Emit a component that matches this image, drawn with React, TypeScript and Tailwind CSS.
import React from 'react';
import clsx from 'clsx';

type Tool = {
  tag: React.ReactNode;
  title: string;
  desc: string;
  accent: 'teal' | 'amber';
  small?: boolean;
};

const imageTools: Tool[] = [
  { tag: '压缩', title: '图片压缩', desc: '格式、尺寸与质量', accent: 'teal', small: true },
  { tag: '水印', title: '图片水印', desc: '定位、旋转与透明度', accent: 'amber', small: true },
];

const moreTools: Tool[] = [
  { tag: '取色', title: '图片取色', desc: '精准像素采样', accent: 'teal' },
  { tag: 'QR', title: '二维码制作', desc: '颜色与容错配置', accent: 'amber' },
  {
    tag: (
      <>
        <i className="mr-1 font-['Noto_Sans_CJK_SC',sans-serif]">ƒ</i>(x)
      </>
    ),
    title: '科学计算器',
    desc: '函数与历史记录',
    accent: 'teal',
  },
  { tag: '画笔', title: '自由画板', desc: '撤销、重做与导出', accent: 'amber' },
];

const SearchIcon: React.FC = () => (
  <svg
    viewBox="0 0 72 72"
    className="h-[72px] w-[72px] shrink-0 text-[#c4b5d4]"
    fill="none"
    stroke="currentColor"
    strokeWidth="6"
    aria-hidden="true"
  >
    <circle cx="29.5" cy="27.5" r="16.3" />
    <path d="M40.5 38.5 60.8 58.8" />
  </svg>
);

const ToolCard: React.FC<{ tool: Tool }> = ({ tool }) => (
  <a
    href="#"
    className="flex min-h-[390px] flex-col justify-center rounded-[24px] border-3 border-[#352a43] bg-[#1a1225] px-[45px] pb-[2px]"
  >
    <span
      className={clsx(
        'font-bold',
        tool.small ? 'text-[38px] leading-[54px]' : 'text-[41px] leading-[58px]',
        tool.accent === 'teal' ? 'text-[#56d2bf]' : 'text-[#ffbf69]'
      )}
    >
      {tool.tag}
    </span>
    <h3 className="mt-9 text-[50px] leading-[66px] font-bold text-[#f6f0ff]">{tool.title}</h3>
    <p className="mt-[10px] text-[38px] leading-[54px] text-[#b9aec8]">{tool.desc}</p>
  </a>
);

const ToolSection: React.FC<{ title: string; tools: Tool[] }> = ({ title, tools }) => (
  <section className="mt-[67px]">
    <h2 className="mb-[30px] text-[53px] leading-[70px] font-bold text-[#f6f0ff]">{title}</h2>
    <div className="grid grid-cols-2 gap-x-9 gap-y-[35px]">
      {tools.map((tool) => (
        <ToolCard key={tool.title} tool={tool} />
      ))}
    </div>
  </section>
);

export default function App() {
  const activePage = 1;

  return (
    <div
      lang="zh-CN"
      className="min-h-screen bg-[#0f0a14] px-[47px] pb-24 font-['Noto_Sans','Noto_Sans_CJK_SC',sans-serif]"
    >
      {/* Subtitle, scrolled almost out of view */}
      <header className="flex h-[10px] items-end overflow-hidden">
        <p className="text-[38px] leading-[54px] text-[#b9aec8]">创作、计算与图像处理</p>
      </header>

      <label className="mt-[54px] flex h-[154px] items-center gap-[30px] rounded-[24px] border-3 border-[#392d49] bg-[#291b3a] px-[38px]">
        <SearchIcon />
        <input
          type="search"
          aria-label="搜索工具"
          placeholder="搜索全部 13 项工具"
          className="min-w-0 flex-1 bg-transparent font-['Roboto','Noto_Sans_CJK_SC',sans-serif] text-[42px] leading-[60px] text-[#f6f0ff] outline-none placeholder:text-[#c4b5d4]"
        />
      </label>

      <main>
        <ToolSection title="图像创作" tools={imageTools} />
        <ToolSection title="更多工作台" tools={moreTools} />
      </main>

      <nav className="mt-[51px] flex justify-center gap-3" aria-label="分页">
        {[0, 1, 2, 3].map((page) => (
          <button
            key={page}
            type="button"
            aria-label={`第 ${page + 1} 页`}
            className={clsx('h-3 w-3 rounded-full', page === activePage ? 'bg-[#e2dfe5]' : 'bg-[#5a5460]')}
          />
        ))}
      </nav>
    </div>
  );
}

——————————

### REQUIRED WORK
Make an exact copy of all the data.

### RESPONSE TO THE TASK
Emit a component that matches this image, drawn with React, TypeScript and Tailwind CSS.
import React from 'react';
import clsx from 'clsx';

type Tool = {
  tag: React.ReactNode;
  title: string;
  desc: string;
  accent: 'teal' | 'amber';
  small?: boolean;
};

const imageTools: Tool[] = [
  { tag: '压缩', title: '图片压缩', desc: '格式、尺寸与质量', accent: 'teal', small: true },
  { tag: '水印', title: '图片水印', desc: '定位、旋转与透明度', accent: 'amber', small: true },
];

const moreTools: Tool[] = [
  { tag: '取色', title: '图片取色', desc: '精准像素采样', accent: 'teal' },
  { tag: 'QR', title: '二维码制作', desc: '颜色与容错配置', accent: 'amber' },
  {
    tag: (
      <>
        <i className="mr-1 font-['Noto_Sans_CJK_SC',sans-serif]">ƒ</i>(x)
      </>
    ),
    title: '科学计算器',
    desc: '函数与历史记录',
    accent: 'teal',
  },
  { tag: '画笔', title: '自由画板', desc: '撤销、重做与导出', accent: 'amber' },
];

const SearchIcon: React.FC = () => (
  <svg
    viewBox="0 0 72 72"
    className="h-[72px] w-[72px] shrink-0 text-[#c4b5d4]"
    fill="none"
    stroke="currentColor"
    strokeWidth="6"
    aria-hidden="true"
  >
    <circle cx="29.5" cy="27.5" r="16.3" />
    <path d="M40.5 38.5 60.8 58.8" />
  </svg>
);

const ToolCard: React.FC<{ tool: Tool }> = ({ tool }) => (
  <a
    href="#"
    className="flex min-h-[390px] flex-col justify-center rounded-[24px] border-3 border-[#352a43] bg-[#1a1225] px-[45px] pb-[2px]"
  >
    <span
      className={clsx(
        'font-bold',
        tool.small ? 'text-[38px] leading-[54px]' : 'text-[41px] leading-[58px]',
        tool.accent === 'teal' ? 'text-[#56d2bf]' : 'text-[#ffbf69]'
      )}
    >
      {tool.tag}
    </span>
    <h3 className="mt-9 text-[50px] leading-[66px] font-bold text-[#f6f0ff]">{tool.title}</h3>
    <p className="mt-[10px] text-[38px] leading-[54px] text-[#b9aec8]">{tool.desc}</p>
  </a>
);

const ToolSection: React.FC<{ title: string; tools: Tool[] }> = ({ title, tools }) => (
  <section className="mt-[67px]">
    <h2 className="mb-[30px] text-[53px] leading-[70px] font-bold text-[#f6f0ff]">{title}</h2>
    <div className="grid grid-cols-2 gap-x-9 gap-y-[35px]">
      {tools.map((tool) => (
        <ToolCard key={tool.title} tool={tool} />
      ))}
    </div>
  </section>
);

export default function App() {
  const activePage = 1;

  return (
    <div
      lang="zh-CN"
      className="min-h-screen bg-[#0f0a14] px-[47px] pb-24 font-['Noto_Sans','Noto_Sans_CJK_SC',sans-serif]"
    >
      {/* Subtitle, scrolled almost out of view */}
      <header className="flex h-[10px] items-end overflow-hidden">
        <p className="text-[38px] leading-[54px] text-[#b9aec8]">创作、计算与图像处理</p>
      </header>

      <label className="mt-[54px] flex h-[154px] items-center gap-[30px] rounded-[24px] border-3 border-[#392d49] bg-[#291b3a] px-[38px]">
        <SearchIcon />
        <input
          type="search"
          aria-label="搜索工具"
          placeholder="搜索全部 13 项工具"
          className="min-w-0 flex-1 bg-transparent font-['Roboto','Noto_Sans_CJK_SC',sans-serif] text-[42px] leading-[60px] text-[#f6f0ff] outline-none placeholder:text-[#c4b5d4]"
        />
      </label>

      <main>
        <ToolSection title="图像创作" tools={imageTools} />
        <ToolSection title="更多工作台" tools={moreTools} />
      </main>

      <nav className="mt-[51px] flex justify-center gap-3" aria-label="分页">
        {[0, 1, 2, 3].map((page) => (
          <button
            key={page}
            type="button"
            aria-label={`第 ${page + 1} 页`}
            className={clsx('h-3 w-3 rounded-full', page === activePage ? 'bg-[#e2dfe5]' : 'bg-[#5a5460]')}
          />
        ))}
      </nav>
    </div>
  );
}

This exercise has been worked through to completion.